§ Written request
Gather each line containing the string "this" from these entries.

§ Given data
☆ ☆ ☆ ☆ ☆ ☆ ☆

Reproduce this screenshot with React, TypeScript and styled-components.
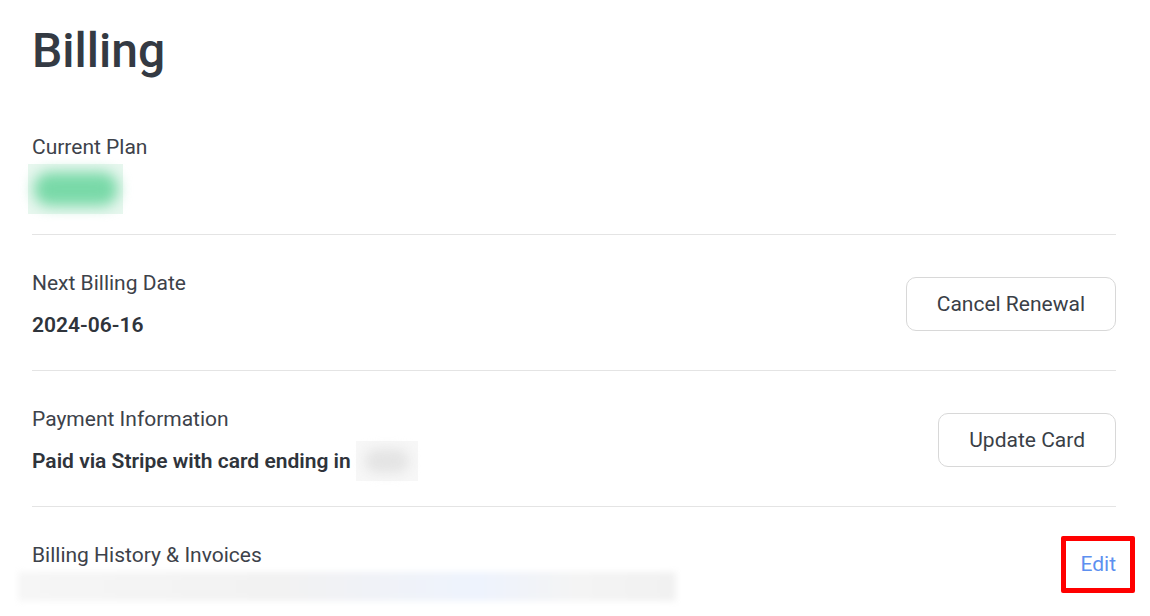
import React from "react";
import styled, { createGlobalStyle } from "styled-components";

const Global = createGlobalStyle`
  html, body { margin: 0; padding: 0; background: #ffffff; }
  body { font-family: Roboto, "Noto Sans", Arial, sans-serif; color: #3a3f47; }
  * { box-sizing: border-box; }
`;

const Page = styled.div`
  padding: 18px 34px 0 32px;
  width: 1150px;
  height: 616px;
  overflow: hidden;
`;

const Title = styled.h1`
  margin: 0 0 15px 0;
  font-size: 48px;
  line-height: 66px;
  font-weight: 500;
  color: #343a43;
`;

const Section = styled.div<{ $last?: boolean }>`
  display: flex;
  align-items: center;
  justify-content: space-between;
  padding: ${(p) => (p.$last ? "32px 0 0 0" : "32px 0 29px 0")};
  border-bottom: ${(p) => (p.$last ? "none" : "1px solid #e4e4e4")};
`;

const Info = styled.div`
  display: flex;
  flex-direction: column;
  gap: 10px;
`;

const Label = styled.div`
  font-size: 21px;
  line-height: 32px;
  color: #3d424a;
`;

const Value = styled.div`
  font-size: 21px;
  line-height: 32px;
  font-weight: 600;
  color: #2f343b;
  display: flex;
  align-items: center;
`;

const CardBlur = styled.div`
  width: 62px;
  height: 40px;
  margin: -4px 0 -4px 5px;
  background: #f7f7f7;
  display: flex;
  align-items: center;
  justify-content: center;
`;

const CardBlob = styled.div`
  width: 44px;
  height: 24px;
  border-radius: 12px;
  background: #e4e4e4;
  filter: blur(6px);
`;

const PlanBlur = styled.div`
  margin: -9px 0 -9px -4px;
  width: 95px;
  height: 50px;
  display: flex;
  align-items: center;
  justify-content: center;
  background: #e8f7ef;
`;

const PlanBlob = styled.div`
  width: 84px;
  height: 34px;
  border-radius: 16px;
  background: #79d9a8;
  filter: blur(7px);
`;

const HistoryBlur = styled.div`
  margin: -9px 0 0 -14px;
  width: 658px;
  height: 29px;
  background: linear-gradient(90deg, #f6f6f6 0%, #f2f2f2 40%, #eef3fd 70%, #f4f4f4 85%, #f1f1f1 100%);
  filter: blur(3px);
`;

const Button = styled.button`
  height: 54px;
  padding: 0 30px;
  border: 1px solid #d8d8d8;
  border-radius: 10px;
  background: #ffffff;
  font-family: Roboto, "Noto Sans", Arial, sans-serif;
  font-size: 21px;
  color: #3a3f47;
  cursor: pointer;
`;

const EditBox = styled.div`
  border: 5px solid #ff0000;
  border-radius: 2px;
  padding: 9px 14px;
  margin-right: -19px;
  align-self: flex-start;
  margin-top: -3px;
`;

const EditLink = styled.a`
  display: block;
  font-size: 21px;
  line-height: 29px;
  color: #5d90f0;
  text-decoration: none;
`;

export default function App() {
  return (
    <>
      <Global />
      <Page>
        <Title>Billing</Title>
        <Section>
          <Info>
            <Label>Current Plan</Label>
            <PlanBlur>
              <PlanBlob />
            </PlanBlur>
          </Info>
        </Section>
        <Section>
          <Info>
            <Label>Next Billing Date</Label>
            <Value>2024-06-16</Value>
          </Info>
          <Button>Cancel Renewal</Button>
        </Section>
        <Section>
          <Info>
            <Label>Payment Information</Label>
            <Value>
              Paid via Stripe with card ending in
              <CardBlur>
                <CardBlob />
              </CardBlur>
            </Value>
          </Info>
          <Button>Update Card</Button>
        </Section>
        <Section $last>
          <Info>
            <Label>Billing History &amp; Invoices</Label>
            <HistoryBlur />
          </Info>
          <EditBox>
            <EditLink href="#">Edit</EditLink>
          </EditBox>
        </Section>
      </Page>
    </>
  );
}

☆ ☆ ☆ ☆ ☆ ☆ ☆

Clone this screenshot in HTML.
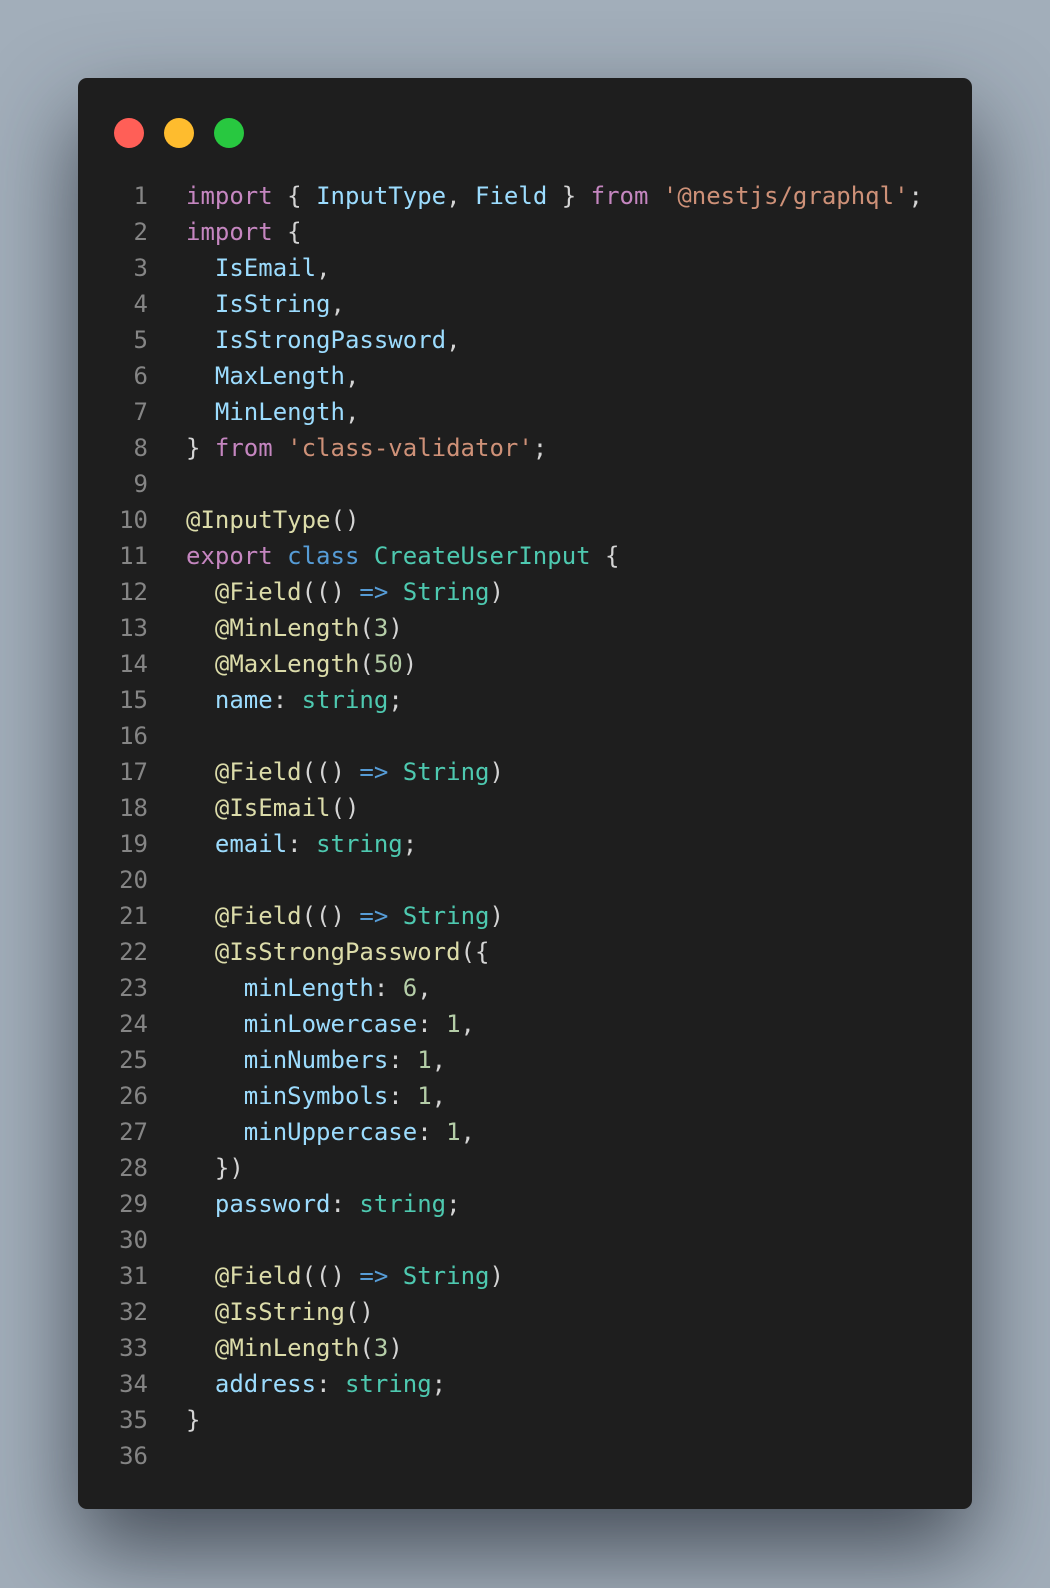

☆ ☆ ☆ ☆ ☆ ☆ ☆

§ Result of the task
Reproduce this screenshot with React, TypeScript and styled-components.
Clone this screenshot in HTML.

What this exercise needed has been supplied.